Саше удалось его поймать, и огонек потащил девушку сквозь непроглядный мрак, по лабиринту туннелей, из которого она одна никогда не нашла бы выход, к последней станции на линии ее жизни. Впереди чуть развиднелось: Саше теперь чудилось, что ее провожатый вычерчивает контуры какого-то далекого помещения, где ее ждут.
— Саша! — окликнул ее голос, удивительно знакомый, хоть она и не могла вспомнить, кому он принадлежит.
— Папа? — недоверчиво спросила она, угадывая родные ласковые нотки в чужом тембре.
Они пришли. Призрачный туннельный огонь остановился и, превращаясь в обычное пламя, вспрыгнул на фитиль оплавленной расползшейся свечи, уютно устраиваясь на ней, будто вернувшаяся с прогулки кошка.
Ее руку накрыла чья-то ладонь, прохладная и заскорузлая. Нерешительно, боясь снова уйти на дно, Саша отцепилась от огонька. Просыпаясь вслед за ней, прорезалась боль в распоротом предплечье, заныл ушибленный висок. Из темноты всплыла и закачалась рядом простая казенная мебель — пара стульев, тумбочка… Сама она лежала на настоящей койке, такой мягкой, что своей спины Саша совсем не ощущала. Будто тело ей возвращали по частям и не до всех еще дошла очередь.
— Саша? — повторил голос.
Она перевела взгляд на говорившего и отдернула руку. У ее постели сидел старик, с которым она ехала на дрезине. В его прикосновении не было никаких притязаний, оно не жгло и не оскорбляло Сашу. Свою ладонь она забрала, устыдившись того, как могла спутать с отцовским голос чужого человека, и еще от обиды, что туннельный огонек вывел ее не туда.

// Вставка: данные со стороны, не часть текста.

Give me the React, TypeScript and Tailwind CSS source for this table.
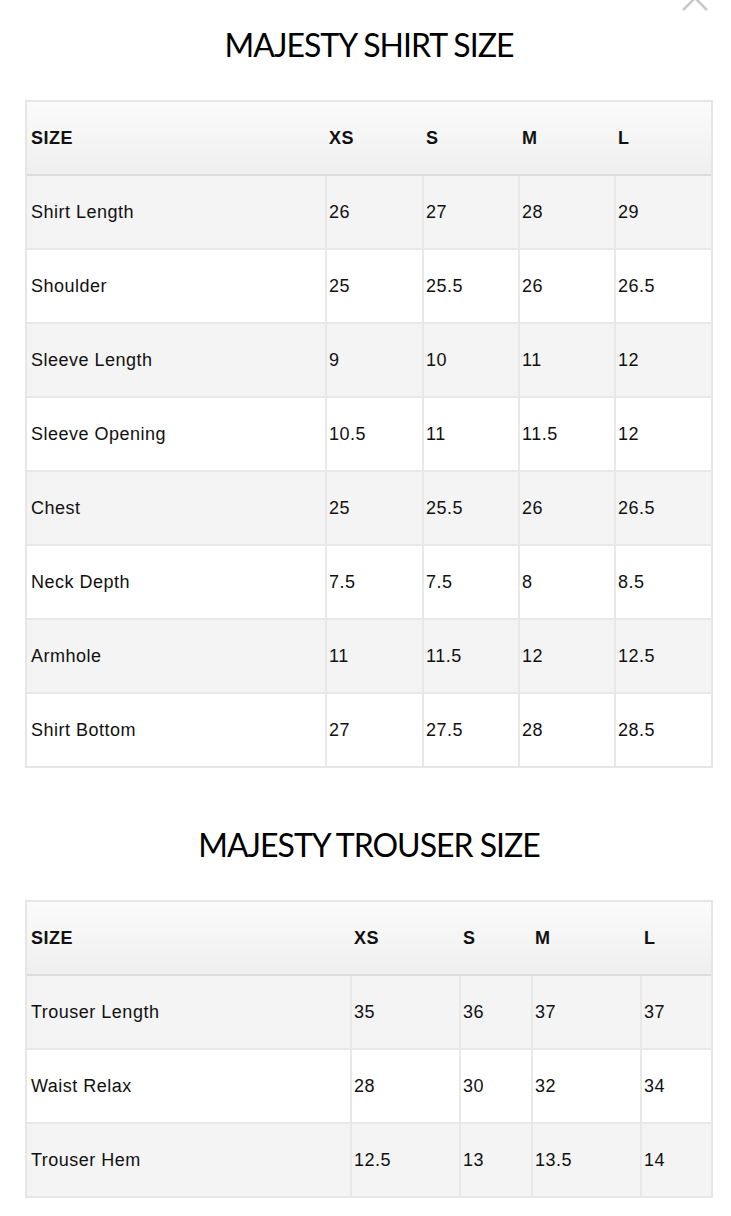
import React from 'react';

type Table = {
  title: string;
  cols: number[];
  sizes: string[];
  rows: [string, string[]][];
};

const shirt: Table = {
  title: 'MAJESTY SHIRT SIZE',
  cols: [300, 97, 96, 96, 95],
  sizes: ['XS', 'S', 'M', 'L'],
  rows: [
    ['Shirt Length', ['26', '27', '28', '29']],
    ['Shoulder', ['25', '25.5', '26', '26.5']],
    ['Sleeve Length', ['9', '10', '11', '12']],
    ['Sleeve Opening', ['10.5', '11', '11.5', '12']],
    ['Chest', ['25', '25.5', '26', '26.5']],
    ['Neck Depth', ['7.5', '7.5', '8', '8.5']],
    ['Armhole', ['11', '11.5', '12', '12.5']],
    ['Shirt Bottom', ['27', '27.5', '28', '28.5']],
  ],
};

const trouser: Table = {
  title: 'MAJESTY TROUSER SIZE',
  cols: [325, 109, 72, 109, 69],
  sizes: ['XS', 'S', 'M', 'L'],
  rows: [
    ['Trouser Length', ['35', '36', '37', '37']],
    ['Waist Relax', ['28', '30', '32', '34']],
    ['Trouser Hem', ['12.5', '13', '13.5', '14']],
  ],
};

const SizeTable: React.FC<{ data: Table }> = ({ data }) => {
  return (
    <div className="flex flex-col">
      <h2 className="text-center ml-[25px] w-[688px] text-[32px] leading-[40px] text-black tracking-[-1px] font-['Lato',sans-serif] font-normal">
        {data.title}
      </h2>
      <div className="mt-[35px] ml-[25px] w-[688px] border-2 border-[#e6e6e6] text-[18px] tracking-[0.5px] text-[#111] font-['Liberation_Sans',Arial,sans-serif]">
        <div className="flex h-[74px] border-b-2 border-[#dcdcdc] bg-gradient-to-b from-[#fbfbfb] to-[#efefef] font-bold">
          <div style={{ width: data.cols[0] - 2 }} className="flex items-center pl-1">SIZE</div>
          {data.sizes.map((s, i) => (
            <div key={s} style={{ width: data.cols[i + 1] }} className="flex items-center pl-1">{s}</div>
          ))}
        </div>
        {data.rows.map(([label, vals], r) => (
          <div
            key={label}
            className={
              'flex ' +
              (r % 2 === 0 ? 'bg-[#f4f4f4] ' : 'bg-white ') +
              (r < data.rows.length - 1 ? 'h-[74px] border-b-2 border-[#e8e8e8]' : 'h-[72px]')
            }
          >
            <div style={{ width: data.cols[0] - 2 }} className="flex items-center pl-1">{label}</div>
            {vals.map((v, i) => (
              <div
                key={i}
                style={{ width: data.cols[i + 1] }}
                className="flex items-center pl-[2px] border-l-2 border-[#e8e8e8]"
              >
                {v}
              </div>
            ))}
          </div>
        ))}
      </div>
    </div>
  );
};

export default function App() {
  return (
    <div className="relative w-[731px] h-[1216px] bg-white overflow-hidden">
      <svg className="absolute left-[680px] top-[-17px]" width="30" height="30" viewBox="0 0 30 30">
        <path d="M3 3 L27 27 M27 3 L3 27" stroke="#c8c8c8" strokeWidth="2.5" />
      </svg>
      <div className="pt-[25px]">
        <SizeTable data={shirt} />
      </div>
      <div className="pt-[57px]">
        <SizeTable data={trouser} />
      </div>
    </div>
  );
}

Старик мягко улыбнулся; кажется, ему было вполне довольно и того, что она очнулась. Присмотревшись, Саша заметила в его глазах теплые блики, какие до тех пор встречала во взгляде только одного человека. Неудивительно, что она обманулась. И ей вдруг стало неловко перед стариком.
— Прости, — сказала она.
И тут же, вспоминая свои последние минуты на Павелецкой, дернулась вверх.
— А что с твоим другом?
Она, похоже, не умела ни плакать, ни смеяться, а может, у нее не оставалось сил ни для того, ни для другого. По счастью, похожие на лезвия когти миновали девчонку: единственный удар химеры пришелся плашмя. Но и его хватило, чтобы она на сутки лишилась сознания. Сейчас ее жизни ничто больше не угрожало, заверил Гомера врач. О собственных бедах старик с доктором не говорил.
Саша — пока она была в забытьи, старик привык называть ее так, — обмякла и откинулась на подушку, а Гомер вернулся к столу, где его ждала, раскинувшись, общая тетрадь на целых девяносто шесть листов. Покрутил в пальцах ручку и продолжил с того места, где бросил заново начатую книгу, чтобы подойти к стонущей в бреду девушке.
«…на этот раз караван задерживался. Задерживался непозволительно долго, так что уже становилось ясно: произошло нечто ужасное, непредвиденное, от чего не сумели защитить ни закаленные в боях тяжеловооруженные конвоиры, ни годами налаживавшиеся отношения с руководством Ганзы.
И все бы ничего, если бы действовала связь. Однако с проведенным к Кольцу телефонным проводом что-то случилось, сообщение прервалось еще в понедельник, а отправленная на поиски поломки бригада вернулась ни с чем».